Wtedy doszło też do zatrzymania całego towarzystwa, które tego wieczoru wspólnie piło w mieszkaniu przy ul. Narutowicza.
- Po samym zdarzeniu, zatrzymano uczestników spotkania. Trzech mężczyzn i kobietę. Ponieważ wszyscy byli pijani, zostali zatrzymani do wytrzeźwienia - mówi Sławomir Korbelak, prokurator Prokuratury Rejonowej w Gorlicach.
Dopiero następnego dnia prokurator przesłuchiwał wszystkich, a w Zakładzie Medycyny Sądowej w Krakowie odbyła się sekcja zwłok 32-latka.
- Dzisiaj wiemy już, że przed śmiercią mężczyzna doznał szeregu obrażeń, głównie w okolicach głowy. Wszystko wskazuje na to, że został brutalnie pobity, najpewniej był też kopany - dodaje prokurator.
To wystarczyło prokuratorowi, by postawić zarzut pobicia dwóm uczestnikom alkoholowego spotkania.
Pierwszy z nich to 17-letni gorliczanin o inicjałach K.K. Wobec niego na wniosek prokuratury zostały nałożone środki wolnościowe. Natomiast 36-letni gorliczanin (K.W.), który jak wynika z przesłuchań, zadawał koledze ciosy w głowę i kopał go, jest już w areszcie tymczasowym.

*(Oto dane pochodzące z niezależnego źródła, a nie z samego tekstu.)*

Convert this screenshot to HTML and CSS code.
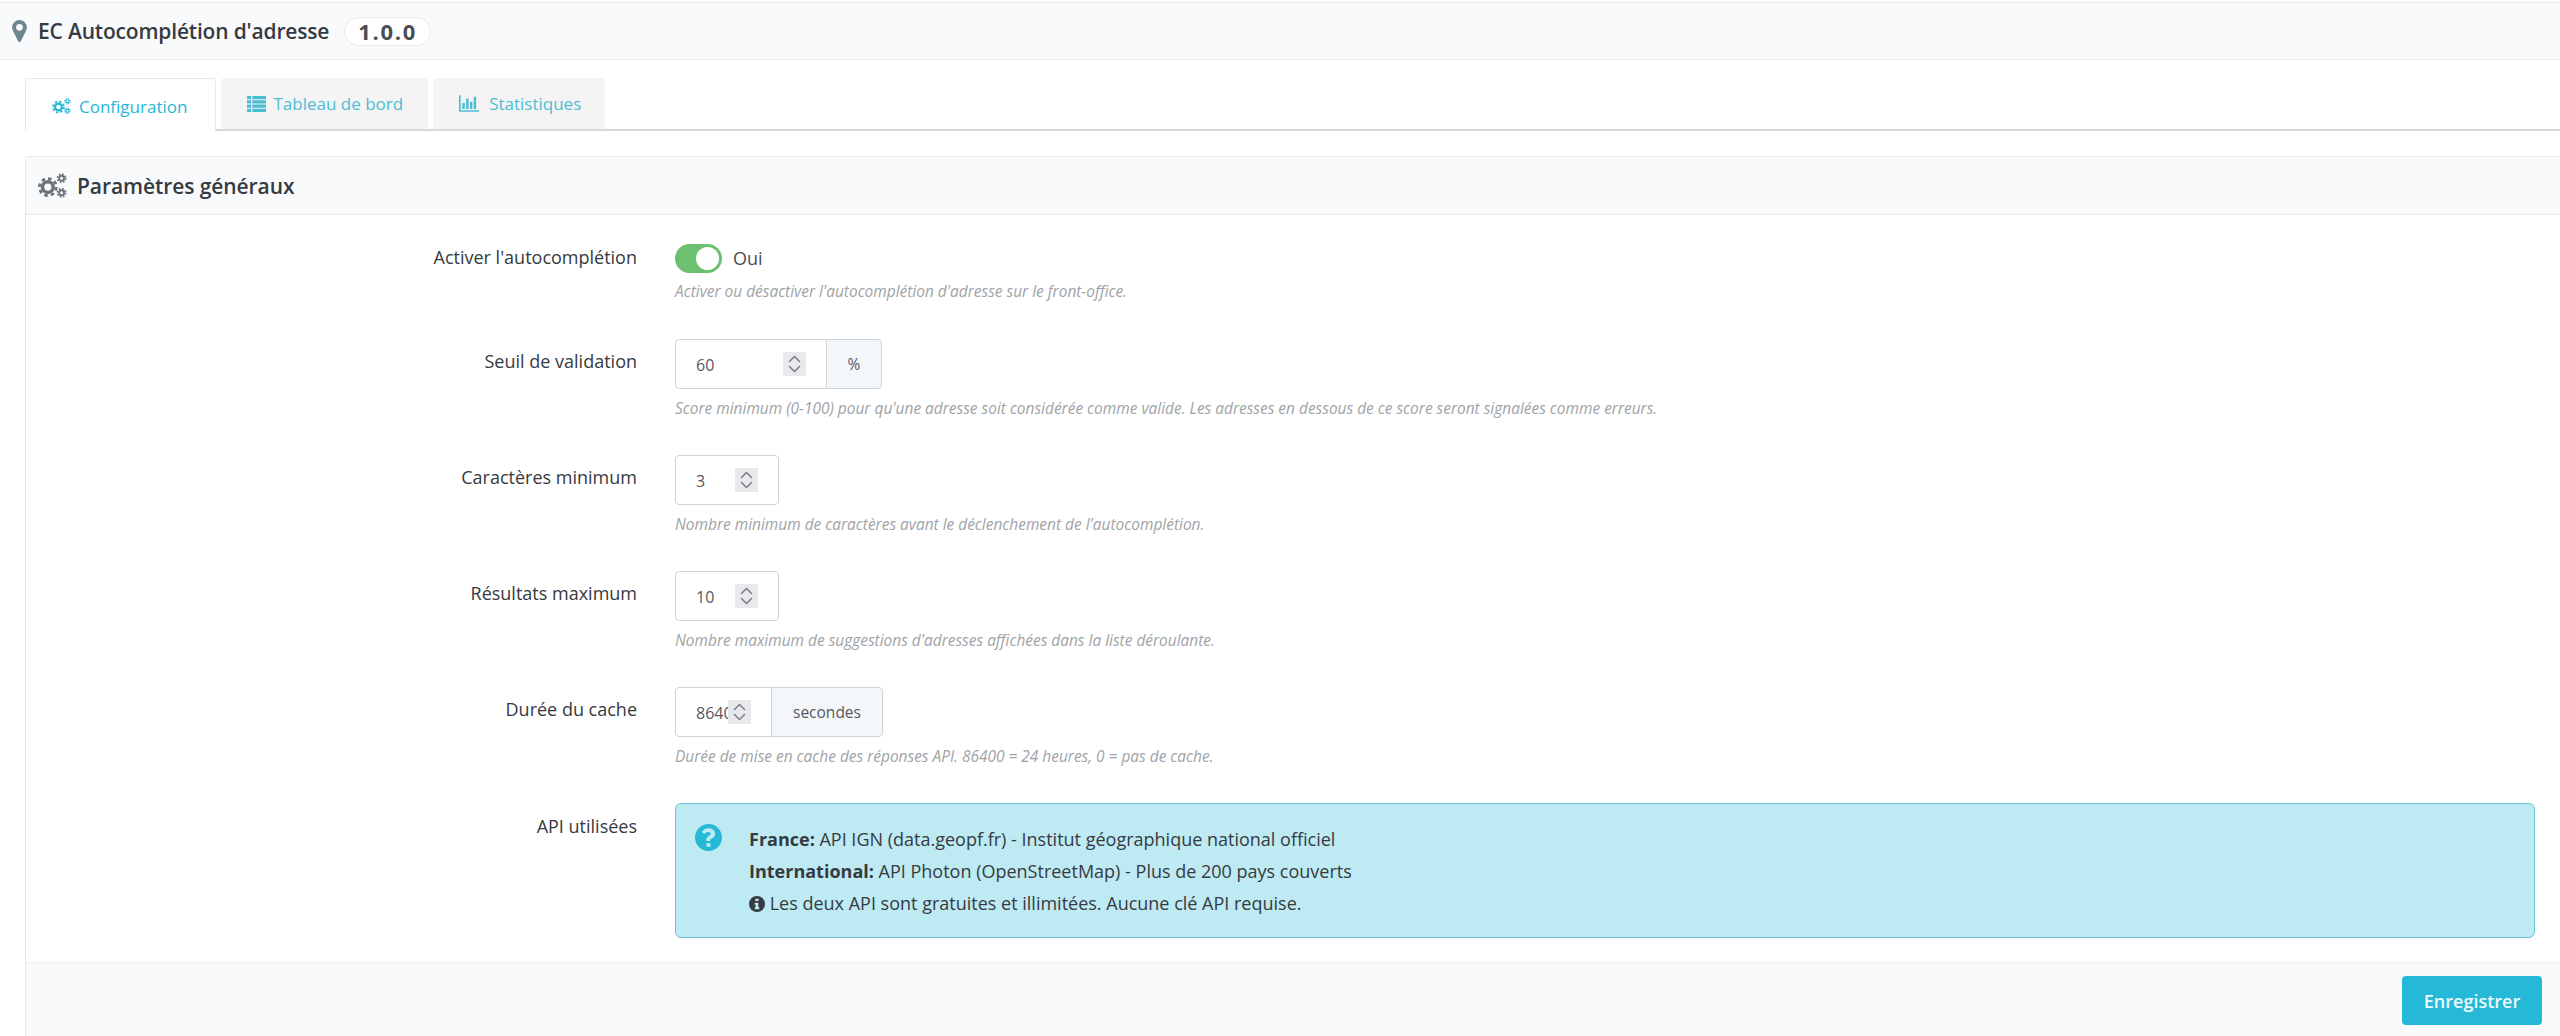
FILE: index.html
```html
<!DOCTYPE html>
<html lang="fr">
<head>
<meta charset="utf-8">
<title>EC Autocomplétion d'adresse</title>
<link rel="stylesheet" href="styles.css">
</head>
<body>
<svg class="defs" width="0" height="0" aria-hidden="true">
  <defs>
    <symbol id="cogs" viewBox="0 0 28 24">
      <circle cx="9.500" cy="13.500" r="5.200" fill="none" stroke="currentColor" stroke-width="3.400"/>
      <circle cx="9.500" cy="13.500" r="8.200" fill="none" stroke="currentColor" stroke-width="2.600" stroke-dasharray="3.400 3.040"/>
      <circle cx="22.800" cy="5" r="2.400" fill="none" stroke="currentColor" stroke-width="1.800"/>
      <circle cx="22.800" cy="5" r="4" fill="none" stroke="currentColor" stroke-width="1.600" stroke-dasharray="1.600 1.540"/>
      <circle cx="22.800" cy="19" r="2.400" fill="none" stroke="currentColor" stroke-width="1.800"/>
      <circle cx="22.800" cy="19" r="4" fill="none" stroke="currentColor" stroke-width="1.600" stroke-dasharray="1.600 1.540"/>
    </symbol>
    <symbol id="spin" viewBox="0 0 22 24">
      <path d="M6 9.500 11 4.500 16 9.500M6 14.500 11 19.500 16 14.500" fill="none" stroke="#7a7d83" stroke-width="1.500" stroke-linecap="round" stroke-linejoin="round"/>
    </symbol>
  </defs>
</svg>
<header class="page-head">
  <svg class="pin" viewBox="0 0 16 24"><path fill-rule="evenodd" d="M8 0a8 8 0 0 0-8 8c0 1.800.3 2.700 1 4.100L6.400 23a1.800 1.800 0 0 0 3.200 0L15 12.100c.7-1.400 1-2.300 1-4.100a8 8 0 0 0-8-8Zm0 11.700a3.700 3.700 0 1 1 0-7.400 3.700 3.700 0 0 1 0 7.400Z"/></svg>
  <h1 class="page-title">EC Autocomplétion d'adresse</h1>
  <span class="version">1.0.0</span>
</header>
<main class="content">
  <nav class="tabs">
    <a class="tab tab-active"><svg class="tab-ico"><use href="#cogs"/></svg>Configuration</a>
    <a class="tab">
      <svg class="tab-ico tab-ico-list" viewBox="0 0 18 15"><path fill="currentColor" d="M0 0h4v3H0zM5 0h13v3H5zM0 4h4v3H0zM5 4h13v3H5zM0 8h4v3H0zM5 8h13v3H5zM0 12h4v3H0zM5 12h13v3H5z"/></svg>Tableau de bord</a>
    <a class="tab tab-stats">
      <svg class="tab-ico tab-ico-wide" viewBox="0 0 18 15"><path fill="currentColor" d="M0 0h1.500v13.500H18V15H0zM3 7h2.200v5.500H3zM6.400 3h2.200v9.500H6.400zM9.800 6h2.200v6.500H9.800zM13.200 1.500h2.200v11h-2.200z"/></svg>Statistiques</a>
  </nav>
  <section class="panel">
    <div class="panel-head">
      <svg class="panel-ico"><use href="#cogs"/></svg>
      <h2 class="panel-title">Paramètres généraux</h2>
    </div>
    <div class="panel-body">
      <div class="row row-switch">
        <div class="label">Activer l'autocomplétion</div>
        <div class="field">
          <div class="switch-line"><span class="switch"><span class="knob"></span></span><span class="switch-text">Oui</span></div>
          <p class="help help-switch">Activer ou désactiver l'autocomplétion d'adresse sur le front-office.</p>
        </div>
      </div>
      <div class="row">
        <div class="label">Seuil de validation</div>
        <div class="field">
          <div class="input-group">
            <div class="num num-wide"><span class="val">60</span><span class="spinner"><svg class="spin-ico"><use href="#spin"/></svg></span></div>
            <span class="addon addon-pct">%</span>
          </div>
          <p class="help">Score minimum (0-100) pour qu'une adresse soit considérée comme valide. Les adresses en dessous de ce score seront signalées comme erreurs.</p>
        </div>
      </div>
      <div class="row">
        <div class="label">Caractères minimum</div>
        <div class="field">
          <div class="input-group">
            <div class="num num-small"><span class="val">3</span><span class="spinner"><svg class="spin-ico"><use href="#spin"/></svg></span></div>
          </div>
          <p class="help">Nombre minimum de caractères avant le déclenchement de l'autocomplétion.</p>
        </div>
      </div>
      <div class="row">
        <div class="label">Résultats maximum</div>
        <div class="field">
          <div class="input-group">
            <div class="num num-small"><span class="val">10</span><span class="spinner"><svg class="spin-ico"><use href="#spin"/></svg></span></div>
          </div>
          <p class="help">Nombre maximum de suggestions d'adresses affichées dans la liste déroulante.</p>
        </div>
      </div>
      <div class="row">
        <div class="label">Durée du cache</div>
        <div class="field">
          <div class="input-group">
            <div class="num num-cache"><span class="val val-clip">86400</span><span class="spinner spinner-tight"><svg class="spin-ico"><use href="#spin"/></svg></span></div>
            <span class="addon addon-sec">secondes</span>
          </div>
          <p class="help">Durée de mise en cache des réponses API. 86400 = 24 heures, 0 = pas de cache.</p>
        </div>
      </div>
      <div class="row row-info">
        <div class="label label-info">API utilisées</div>
        <div class="field">
          <div class="info">
            <svg class="info-ico" viewBox="0 0 24 24"><path fill-rule="evenodd" fill="#25b9d7" d="M12 0a12 12 0 1 1 0 24 12 12 0 0 1 0-24Zm-1.800 17v3.300h3.500V17Zm1.900-13.200c-3 0-4.900 1.300-6 3.300l2.300 1.700c.8-1.100 1.800-1.800 3.300-1.800 1.300 0 2.300.6 2.300 1.700 0 1-.8 1.500-2 2.100-1.400.7-2 1.700-2 3.300v1h3.500v-.6c0-.8.400-1.200 1.400-1.700 1.700-.9 3-2 3-4.200 0-3-2.900-4.800-6.100-4.800Z"/></svg>
            <div class="info-text">
              <p class="info-line"><strong>France:</strong> API IGN (data.geopf.fr) - Institut géographique national officiel</p>
              <p class="info-line"><strong>International:</strong> API Photon (OpenStreetMap) - Plus de 200 pays couverts</p>
              <p class="info-line"><svg class="info-mini" viewBox="0 0 24 24"><path fill-rule="evenodd" fill="currentColor" d="M12 0a12 12 0 1 1 0 24 12 12 0 0 1 0-24ZM9.500 4v3.500h5V4Zm-1 6v3h1.500v4H8.500v3h7v-3H14v-7Z"/></svg> Les deux API sont gratuites et illimitées. Aucune clé API requise.</p>
            </div>
          </div>
        </div>
      </div>
    </div>
    <div class="panel-foot">
      <button class="save" type="button">Enregistrer</button>
    </div>
  </section>
</main>
</body>
</html>
```
FILE: styles.css
```css
* { box-sizing: border-box; }
html, body { margin: 0; padding: 0; height: 100%; }
body {
  font-family: "Open Sans", "Noto Sans", sans-serif;
  color: #363a41;
  background: #fff;
  overflow: hidden;
}
p, h1, h2 { margin: 0; font-weight: inherit; }
.defs { position: absolute; }

.page-head {
  display: flex;
  align-items: center;
  height: 58px;
  margin-top: 2px;
  padding-left: 12px;
  background: #f8fafc;
  border-top: 1px solid #e8ecef;
  border-bottom: 1px solid #e8ecef;
}
.pin { width: 15px; height: 22px; fill: #6c868e; margin-right: 11px; flex: none; }
.page-title { font-size: 21px; font-weight: 600; letter-spacing: -0.180px; color: #363a41; white-space: nowrap; }
.version {
  margin-left: 15px;
  padding: 0 13px;
  height: 29px;
  line-height: 26px;
  border: 1px solid #e6e9ec;
  border-radius: 15px;
  background: #fff;
  font-size: 22px;
  font-weight: 700;
  letter-spacing: 1.700px;
  color: #4a4d52;
}

.content { padding: 18px 0 0 25px; }
.tabs {
  display: flex;
  align-items: flex-end;
  gap: 5px;
  height: 53px;
  border-bottom: 2px solid #d6d9dc;
}
.tab {
  display: flex;
  align-items: center;
  height: 51px;
  padding: 0 25px 0 26px;
  background: #f4f4f4;
  color: #4cbdd4;
  font-size: 17px;
  border-radius: 4px 4px 0 0;
}
.tab-active {
  height: 53px;
  margin-bottom: -2px;
  padding: 2px 28px 0 26px;
  background: #fff;
  border: 1px solid #e6e9ec;
  border-bottom: 0;
  color: #25b9d7;
  font-weight: 500;
}
.tab-stats { padding-right: 24px; }
.tab-ico { width: 19px; height: 16px; margin-right: 8px; flex: none; }
.tab-ico-list { margin-right: 7px; }
.tab-ico-wide { width: 20px; height: 17px; margin-right: 10px; }

.panel {
  margin-top: 25px;
  border: 1px solid #e6e9ec;
  border-right: 0;
  border-bottom: 0;
  border-radius: 4px 0 0 0;
  background: #fff;
}
.panel-head {
  display: flex;
  align-items: center;
  height: 58px;
  padding-left: 12px;
  background: #f8fafc;
  border-bottom: 1px solid #e6e9ec;
}
.panel-ico { width: 29px; height: 25px; color: #6c7378; margin-right: 10px; flex: none; }
.panel-title { font-size: 21px; font-weight: 600; letter-spacing: -0.080px; color: #363a41; }

.panel-body { padding: 28px 25px 0 0; }
.row { display: flex; height: 116px; }
.row-switch { height: 96px; }
.row-info { height: 159px; }
.label {
  width: 611px;
  flex: none;
  padding-top: 10px;
  text-align: right;
  font-size: 18px;
  color: #363a41;
}
.row-switch .label { padding-top: 2px; }
.row-info .label-info { padding-top: 11px; }
.field { margin-left: 38px; flex: 1; min-width: 0; }

.switch-line { display: flex; align-items: center; height: 30px; }
.switch {
  display: block;
  position: relative;
  width: 47px;
  height: 29px;
  border-radius: 15px;
  background: #6cc070;
}
.knob {
  position: absolute;
  top: 3px;
  right: 3px;
  width: 23px;
  height: 23px;
  border-radius: 50%;
  background: #fff;
}
.switch-text { margin-left: 11px; font-size: 18px; color: #4a4d52; }
.help { margin-top: 9px; font-size: 15.450px; font-style: italic; color: #a0a3a6; line-height: 20px; white-space: nowrap; }
.help-switch { margin-top: 8px; }

.input-group { display: flex; height: 50px; }
.num {
  display: flex;
  align-items: center;
  height: 50px;
  padding-left: 20px;
  background: #fff;
  border: 1px solid #cfd4d8;
  border-radius: 4px;
  font-size: 16px;
  color: #55585d;
}
.num-wide { width: 152px; border-radius: 4px 0 0 4px; }
.num-small { width: 104px; }
.num-cache { width: 97px; border-radius: 4px 0 0 4px; }
.val { flex: 1; min-width: 0; padding-top: 2px; }
.val-clip { overflow: hidden; white-space: nowrap; flex: none; width: 32px; }
.spinner {
  display: flex;
  width: 23px;
  height: 24px;
  margin-right: 20px;
  background: #e8e9ec;
}
.spinner-tight { margin-right: 0; }
.spin-ico { width: 23px; height: 24px; }
.addon {
  display: flex;
  align-items: center;
  justify-content: center;
  height: 50px;
  margin-left: -1px;
  background: #f4f7f9;
  border: 1px solid #cfd4d8;
  border-radius: 0 4px 4px 0;
  font-size: 15.500px;
  color: #55585d;
}
.addon-pct { width: 56px; }
.addon-sec { width: 112px; }

.info {
  display: flex;
  height: 135px;
  padding: 19px 0 0 19px;
  background: #beeaf3;
  border: 1px solid #6cc5d6;
  border-radius: 6px;
  color: #363a41;
}
.info-ico { width: 27px; height: 27px; flex: none; margin-right: 27px; margin-top: 1px; }
.info-text { font-size: 18px; }
.info-line { line-height: 32px; white-space: nowrap; }
.info-line strong { font-weight: 700; }
.info-mini { width: 16px; height: 16px; vertical-align: -2px; }

.panel-foot {
  display: flex;
  justify-content: flex-end;
  height: 74px;
  padding: 13px 18px 0 0;
  background: #f8fafc;
  border-top: 1px solid #eef0f2;
}
.save {
  width: 140px;
  height: 49px;
  border: 0;
  border-radius: 4px;
  background: #25b9d7;
  color: #eefafd;
  font-family: inherit;
  font-size: 18px;
  font-weight: 600;
}
```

- To osoba znana organom ścigania, wielokrotnie karana i odbywająca karę pozbawienia wolności za kradzieże, rozboje i pobicia - dodaje prokurator.
Do takiego podejścia sądu w sprawie wniosku prokuratorskiego o aresztowanie, na pewno przyczynił się fakt, że podczas składania zeznań wyszło, że K. W. ustalał z uczestnikami libacji wersję zdarzeń z tego feralnego wieczoru.